10 de abril de 2013

Voltando para casa...



Fim de tarde. Ônibus abafado e pessoas se aglomerando ainda mais. Trabalhadores exaustos e suados, estudantes carregados de papeis, uma mãe equilibrando sua criança de colo no vai-vem do corredor, duas adolescentes rindo alto, um senhor idoso com dificuldade para subir a escada do veículo, o cobrador impaciente: "Um passinho à frente, pessoal!"


No ônibus, mesmo que não se tenha intenção, é impossível não ouvir o que as pessoas conversam. Não há espaço nem para a discrição.
Foi aí que percebi que uma moça, no assento atrás de mim, falava ao celular. Não sei com quem ela conversava, mas estava animada e disse: "Tô voltando pra casa!" E essa frase, ouvida sem querer, ficou acelerando nas curvas do meu pensamento. A moça vinha não sei de onde e estava voltando para casa. Será que ela se dava conta do privilégio que isso significa? Passei a arquitetar hipóteses: ela devia estar falando com a mãe, que a esperava com o jantar pronto. Ou com o pai, com quem ela tomaria chimarrão à tardinha. Ou com o namorado, com quem fazia planos de casamento. Ou, quem sabe, ela falava com o filho pequeno, que pedia auxílio na lição de casa. Não importa. A moça voltava para casa.


Eu, no ônibus lotado, era como se estivesse dentro de uma vitrine em movimento. Lá fora, numa calçada de nossa cidade, uma pessoa solitária revirava uma lixeira. Buscava comida? Alguns metros adiante, uma criança descalça e sozinha estendia a mão ao motorista parado na sinaleira. Muitas pessoas nas ruas, rostos sérios e passos apressados. No assento, atrás de mim, a moça que voltava para casa, feliz.


Voltar para casa, para a família, para junto de quem se quer bem, é um privilégio da maioria das pessoas, mas não de todas. Há muitas que voltam, todos os dias, para lares desestruturados, para relacionamentos ressecados, para a solidão fria de suas casas. Mesmo convivendo com outras pessoas, sob o mesmo teto, são estranhas entre si. Não há diálogo, só monólogos. Não há partilha, só egoísmo faminto. Não há sorrisos, nem gentilezas; só reclamações e palavras duras. Não há pontes, apenas muros cada vez mais altos. Mães e pais sem tempo para os filhos. E filhos ditadores, ingratos. Avós que não têm para quem contar suas histórias. Resignados, vivem presos ao passado, em que as famílias numerosas ainda se reuniam, pelo menos para o farto almoço de domingo, quando se alimentava o corpo e o coração. 

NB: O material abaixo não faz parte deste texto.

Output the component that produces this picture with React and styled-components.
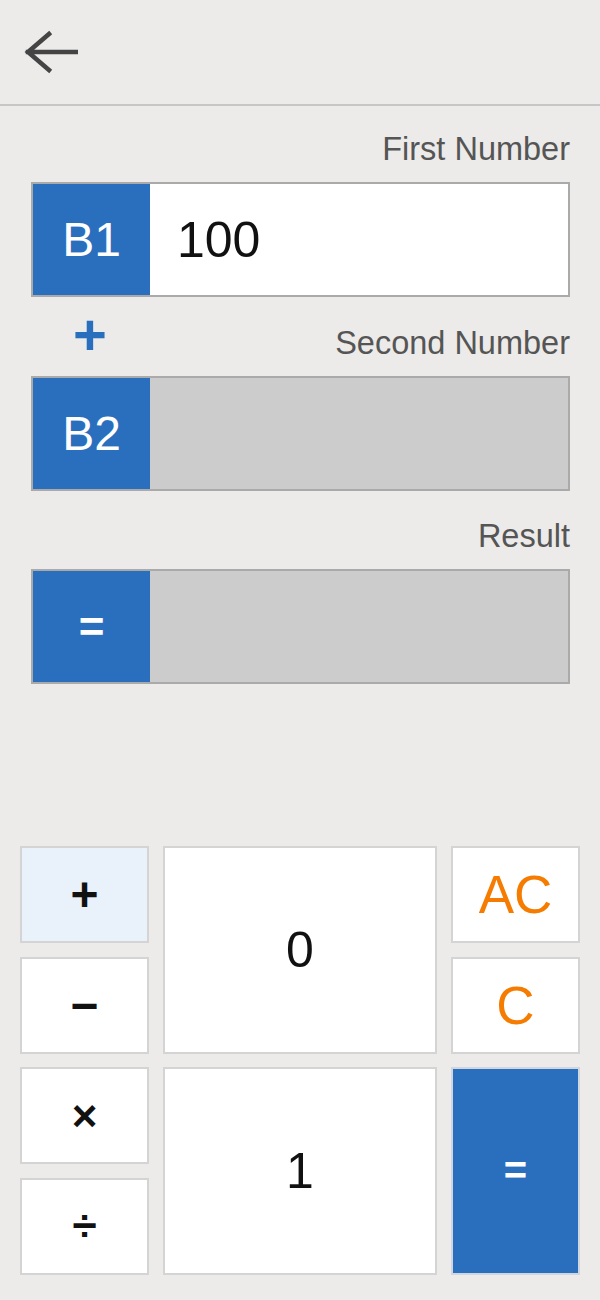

Voltar para casa, voltar para a família todos os dias deveria ser sempre motivo de alegria, como o era para a moça que falava ao celular, com um sorriso na voz. Ou como na parábola de Jesus, que fala do retomo do filho perdido para os braços de seu pai bondoso. Família, casa, lar deveriam ser sempre sinônimos de aconchego, de partilha, de proteção. E isso apesar das diferenças, já que, mesmo na família, as pessoas são únicas, felizmente. 

Pela janela do ônibus, vi ainda um joão-de-barro no topo de um poste, engenhando sua morada, faceiro. Até ele! Então me dei conta do privilégio que é, também para mim, poder dizer: Eu estou voltando para casa!